Most of this school year has been spent pissed at the principal, frustrated with the fact that Jack's behavior was worst at school, and upset that they were more reactive than proactive (even when they vowed to do better). When they finally got around to creating a behavior plan that was supposed to be worth a darn, the Special Ed director herself did the observations. She was there numerous times, and would often meet me outside of school to say how it went. Funny that every single time, he was a perfect student. He didn't know she was there to specifically observe him. He had no warning, and it could have just as easily been a rough day for him as a great one. Yet the behaviors they wanted to observe so they could better assist him, were not present during those times. Did we just really get lucky? As much as I don't like to think this about the teacher, it seemed like the way she handled Jack was different when she was being observed. That, or the other students were better towards him (thus not giving Jack something to be annoyed about) when another adult was in the room. I don't see how else to explain it. Maybe there was nothing nefarious about it. Maybe it was simply that most people act differently (in other words "better") when someone new is there to watch their every move.
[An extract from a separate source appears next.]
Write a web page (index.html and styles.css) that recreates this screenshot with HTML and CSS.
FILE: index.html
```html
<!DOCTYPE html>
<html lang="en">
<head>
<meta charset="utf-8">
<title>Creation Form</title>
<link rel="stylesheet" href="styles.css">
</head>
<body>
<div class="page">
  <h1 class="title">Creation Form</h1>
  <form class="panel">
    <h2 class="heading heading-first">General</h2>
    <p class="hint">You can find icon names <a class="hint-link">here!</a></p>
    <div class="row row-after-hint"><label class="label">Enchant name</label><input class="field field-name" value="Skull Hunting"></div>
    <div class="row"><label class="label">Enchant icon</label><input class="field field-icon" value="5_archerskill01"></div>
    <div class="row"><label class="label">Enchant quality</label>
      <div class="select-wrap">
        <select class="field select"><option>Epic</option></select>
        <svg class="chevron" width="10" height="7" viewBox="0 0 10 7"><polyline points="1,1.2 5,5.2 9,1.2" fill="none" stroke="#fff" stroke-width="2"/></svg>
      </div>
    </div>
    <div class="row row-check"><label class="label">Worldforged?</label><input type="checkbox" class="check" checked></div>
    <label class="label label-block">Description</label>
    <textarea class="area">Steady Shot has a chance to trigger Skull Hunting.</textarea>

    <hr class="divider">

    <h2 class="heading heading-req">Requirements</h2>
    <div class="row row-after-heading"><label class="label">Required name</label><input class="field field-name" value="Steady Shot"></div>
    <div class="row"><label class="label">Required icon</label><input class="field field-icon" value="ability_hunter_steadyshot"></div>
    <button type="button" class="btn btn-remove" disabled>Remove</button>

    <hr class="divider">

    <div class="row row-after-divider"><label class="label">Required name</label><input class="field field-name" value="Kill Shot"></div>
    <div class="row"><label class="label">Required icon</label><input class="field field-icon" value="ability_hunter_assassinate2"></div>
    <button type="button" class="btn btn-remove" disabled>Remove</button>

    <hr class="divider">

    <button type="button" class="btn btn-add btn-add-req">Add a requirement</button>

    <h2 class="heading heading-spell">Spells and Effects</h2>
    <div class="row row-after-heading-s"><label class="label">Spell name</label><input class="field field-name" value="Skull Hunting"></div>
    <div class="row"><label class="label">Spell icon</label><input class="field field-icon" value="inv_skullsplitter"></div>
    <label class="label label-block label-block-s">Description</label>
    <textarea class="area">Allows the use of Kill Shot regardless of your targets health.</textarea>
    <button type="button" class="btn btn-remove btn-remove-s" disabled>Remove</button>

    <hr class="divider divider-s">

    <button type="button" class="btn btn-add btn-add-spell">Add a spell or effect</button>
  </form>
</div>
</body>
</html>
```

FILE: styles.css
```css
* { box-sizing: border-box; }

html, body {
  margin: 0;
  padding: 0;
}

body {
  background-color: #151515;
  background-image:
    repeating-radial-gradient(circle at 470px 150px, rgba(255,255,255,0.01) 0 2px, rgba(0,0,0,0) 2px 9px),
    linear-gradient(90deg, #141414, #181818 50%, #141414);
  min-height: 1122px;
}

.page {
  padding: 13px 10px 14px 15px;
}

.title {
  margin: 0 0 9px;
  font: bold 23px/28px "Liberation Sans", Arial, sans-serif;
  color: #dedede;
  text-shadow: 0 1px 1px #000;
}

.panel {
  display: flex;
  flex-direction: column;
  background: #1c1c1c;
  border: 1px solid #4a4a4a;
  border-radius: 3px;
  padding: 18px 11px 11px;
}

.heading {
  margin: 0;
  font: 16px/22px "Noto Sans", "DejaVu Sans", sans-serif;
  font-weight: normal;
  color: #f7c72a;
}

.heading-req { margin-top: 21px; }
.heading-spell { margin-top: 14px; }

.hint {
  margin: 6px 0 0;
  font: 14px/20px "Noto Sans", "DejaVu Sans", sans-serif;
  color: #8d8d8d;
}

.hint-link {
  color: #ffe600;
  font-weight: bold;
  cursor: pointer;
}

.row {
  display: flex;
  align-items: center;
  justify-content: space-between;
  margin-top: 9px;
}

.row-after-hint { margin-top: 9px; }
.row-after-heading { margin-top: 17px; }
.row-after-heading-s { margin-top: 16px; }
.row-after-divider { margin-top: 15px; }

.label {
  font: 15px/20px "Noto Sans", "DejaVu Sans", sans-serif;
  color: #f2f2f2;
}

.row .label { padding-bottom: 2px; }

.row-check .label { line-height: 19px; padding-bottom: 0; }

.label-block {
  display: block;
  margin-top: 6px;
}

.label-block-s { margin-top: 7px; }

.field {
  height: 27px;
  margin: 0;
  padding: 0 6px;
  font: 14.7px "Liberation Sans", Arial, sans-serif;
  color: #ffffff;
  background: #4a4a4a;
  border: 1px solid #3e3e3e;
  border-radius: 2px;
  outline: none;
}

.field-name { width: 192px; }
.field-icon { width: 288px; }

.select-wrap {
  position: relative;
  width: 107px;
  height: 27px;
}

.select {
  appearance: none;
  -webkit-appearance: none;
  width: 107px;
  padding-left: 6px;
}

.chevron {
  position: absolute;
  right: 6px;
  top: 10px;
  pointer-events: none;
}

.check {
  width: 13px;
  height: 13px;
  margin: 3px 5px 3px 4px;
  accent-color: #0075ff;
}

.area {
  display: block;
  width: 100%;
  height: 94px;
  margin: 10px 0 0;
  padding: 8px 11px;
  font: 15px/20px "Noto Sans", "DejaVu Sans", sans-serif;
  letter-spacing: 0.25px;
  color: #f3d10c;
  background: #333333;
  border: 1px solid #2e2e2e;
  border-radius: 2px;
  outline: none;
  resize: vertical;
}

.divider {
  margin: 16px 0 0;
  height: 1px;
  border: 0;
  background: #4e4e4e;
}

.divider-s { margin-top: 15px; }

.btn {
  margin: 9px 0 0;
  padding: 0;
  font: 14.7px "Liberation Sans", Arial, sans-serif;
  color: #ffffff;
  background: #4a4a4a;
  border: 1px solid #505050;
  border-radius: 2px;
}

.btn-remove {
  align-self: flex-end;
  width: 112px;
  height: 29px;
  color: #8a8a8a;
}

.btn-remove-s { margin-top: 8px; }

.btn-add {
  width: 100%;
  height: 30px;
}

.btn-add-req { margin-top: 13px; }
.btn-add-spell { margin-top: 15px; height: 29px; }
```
Jack really didn't fit with the teacher at all. I didn't feel the love, that's for sure. Ok, not her fault. I guess some people you just don't connect with, and Jack spent much of his time (whether he could help it or not) frustrating the hell out of her and disrupting her class. I hear they finally came to some sort of understanding.. I guess that's the most I could hope for this year. An understanding. He finally stopped getting in trouble with the Art and Music teachers, really enjoyed his Mental Health specialist (as finally they felt his behaviors warranted seeing her), started acting up in the one class he seemed to really enjoy last year (gym), continued to rub the lunch lady the wrong way, didn't seem to "dig" his Intervention Specialist as much, and came to an "understanding" with the classroom teacher.

So despite everything, I still maintained that "supportive parent" approach with Jack's teacher. It's all I could do. I even emailed some of the other teachers - offering my support, letting them know that I was open to anything they had to say, and that whenever there was a problem, I would be sure to address it at home with Jack (as usual). So when I finally had had enough of this year (the year that sucked), I figured it wouldn't be at all surprising for the teacher not to help out with the questionnaires from the County-funded psychologist. She mentioned that she got them, and I mentioned in a couple of different emails afterward that I really appreciated the time she would be putting into them, and that I wouldn't ask if it weren't so important. She hasn't responded to my last couple of emails, so I didn't know what to expect. Needless to say, I was thrilled she filled them out. (I told her we had about 2 weeks to send them in, and I pulled Jack from school right around the end of that time frame). I feel fortunate to know that she did that. For Jack? For me? Who knows. At this point, it doesn't matter, I guess. I'll probably send her a thank you note at the end of the school year, just to be nice.